Born near Omagh, Co Tyrone, Friel was the son of Patrick, a schoolmaster and nationalist county councillor, and Mary Christina (nee McLoone), a postmistress. Educated, like Seamus Heaney and John Hume, at St Columb's college in Derry, he spent a short and unhappy time training as a clerical student at the National Seminary at Maynooth, before going on to train as a teacher at St Joseph's in Derry and spent a decade in the 1950s as a maths teacher in various schools.
But writing beckoned - and he took leave in 1960 to concentrate on short stories, published in the New Yorker, and radio plays for the BBC.
'A Doubtful Paradise' was his first stage play, produced by the Ulster Group Theatre in late August 1960.
In 1967 , he moved his family from Derry to Muff in Co Donegal, eventually settling in Greencastle on the Inishowen peninsula, later expressing some regret that he had not stayed around for the Civil Rights Movement in Derry.
International acclaim came when Hilton Edwards's 1964 Dublin production of 'Philadelphia, Here I Come!' transferred two years later to Broadway.
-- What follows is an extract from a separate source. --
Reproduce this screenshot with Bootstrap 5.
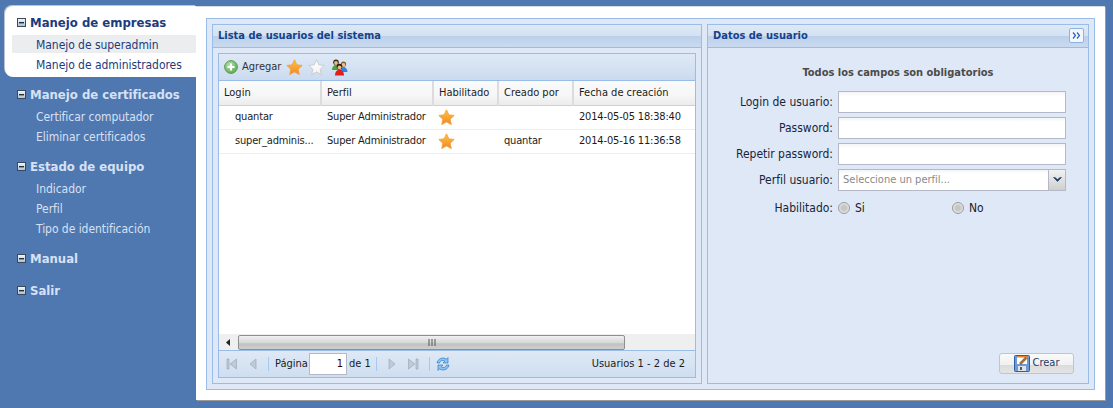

'Aristocrats' (1979), 'Translations' (1980) and 'Dancing at Lughnasa' (1990) established him as a towering figure on the stage.
In 1980, he founded the Field Day Theatre company alongside actor Stephen Rea in the hope of making Derry a theatrical centre.
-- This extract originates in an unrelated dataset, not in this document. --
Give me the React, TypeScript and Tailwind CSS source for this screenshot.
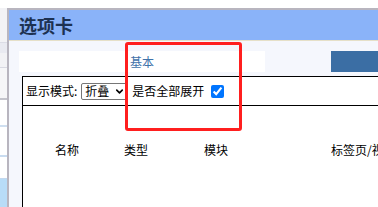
import { ChevronDown } from "lucide-react"

const cjk = { fontFamily: '"Noto Sans CJK SC", "Noto Sans", sans-serif' }

export default function App() {
  return (
    <div className="relative w-[378px] h-[207px] overflow-hidden bg-white" style={cjk}>
      <div className="flex h-full pt-2">
        {/* page behind the dialog */}
        <div className="w-[7px] shrink-0 flex flex-col bg-[#f2f2f5]">
          <div className="h-[35px] border-b border-[#dcdde6]" />
          <div className="h-[10px] bg-[#e9eaf1]" />
          <div className="h-[15px] border-b border-[#d8d9e2]" />
          <div className="h-[32px] border-b-2 border-[#c4c4cc] bg-[#f6f6f8]" />
          <div className="h-[27px] border-b-2 border-[#cfdff0] bg-white" />
          <div className="h-[30px] border-b-2 border-[#c9dcf0] bg-white" />
          <div className="h-[22px] border-b border-[#c4d8ee] bg-white" />
          <div className="flex-1 bg-[#b8dcf7]" />
        </div>

        {/* dialog */}
        <div className="flex-1 min-w-0 overflow-hidden flex flex-col border-t-2 border-l-2 border-[#b8b5bf] bg-[#f5f7fd]">
          <div className="h-[31px] shrink-0 bg-[#8ab3f9] border-b border-[#e6e0c8] flex items-center pl-[10px]">
            <span className="text-[18px] font-bold text-[#1d3252] leading-none">选项卡</span>
          </div>

          <div className="pt-[10px]">
            <div className="flex h-[21px] pl-[10px]">
              <div className="w-[246px] shrink-0 bg-white flex items-center pl-[111px]">
                <span className="text-[12px] text-[#3f72aa] leading-none">基本</span>
              </div>
              <div className="w-[66px] shrink-0" />
              <div className="flex-1 bg-[#3b6ea4]" />
            </div>
          </div>

          <div className="mt-[4px] ml-[13px] flex-1 bg-white border-t border-l border-black">
            <div className="h-[29px] border-b border-black flex items-center pl-[3px] text-[12px] text-black">
              <span>显示模式:</span>
              <div className="relative ml-[4px] w-[47px] h-[17px] border border-[#767676] rounded-[2px] flex items-center pl-[3px]">
                <span className="leading-none">折叠</span>
                <ChevronDown className="absolute right-[2px] w-[11px] h-[11px]" strokeWidth={3.5} />
              </div>
              <span className="ml-[4px]">是否全部展开</span>
              <input
                type="checkbox"
                defaultChecked
                className="ml-[7px] w-[13px] h-[13px] accent-[#0075ff]"
              />
            </div>
            <div className="flex pt-[35px] pl-[32px] text-[12px] text-black whitespace-nowrap">
              <div className="w-[69px] shrink-0">名称</div>
              <div className="w-[80px] shrink-0">类型</div>
              <div className="w-[127px] shrink-0">模块</div>
              <div className="shrink-0">标签页/视图</div>
            </div>
          </div>
        </div>
      </div>

      {/* highlight annotation */}
      <div className="absolute left-[125px] top-[42px] w-[117px] h-[89px] border-[3px] border-[#ff1f1f] rounded-[3px]" />
    </div>
  )
}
And in 1987 he was appointed to the Seanad by Taoiseach Charles Haughey. Friel accepted the honour in the hope of getting funding for the Field Day Anthology of Irish Writing.
But throughout all his achievements, the man himself remained modest and unassuming, unwilling to give interviews and preferring the private company of his family to the glaring spotlight of public life.
A special 25th anniversary production of 'Dancing At Lughnasa' will come to the Abbey next week as part of the Dublin Theatre Festival.
The playwright's great friend, President Michael D Higgins led an outpouring of tributes, both national and international.
"It is with great sadness that I have heard of the passing of Brian Friel who was and will be remembered as one of the giants of Irish literature, and a great Irishman," he said.
"His contribution to what one might call 'the theatre of memory' is an outstanding legacy," the President added.
Mourning for Friel was echoed in Hollywood, with Meryl Streep, who starred as Kate Mundy in the 1998 screen version of 'Dancing at Lughnasa' describing Friel's work as having "universal appeal."
"When a poet dies, we lose not just his, but the voices of all the people who passed through his life and imagination."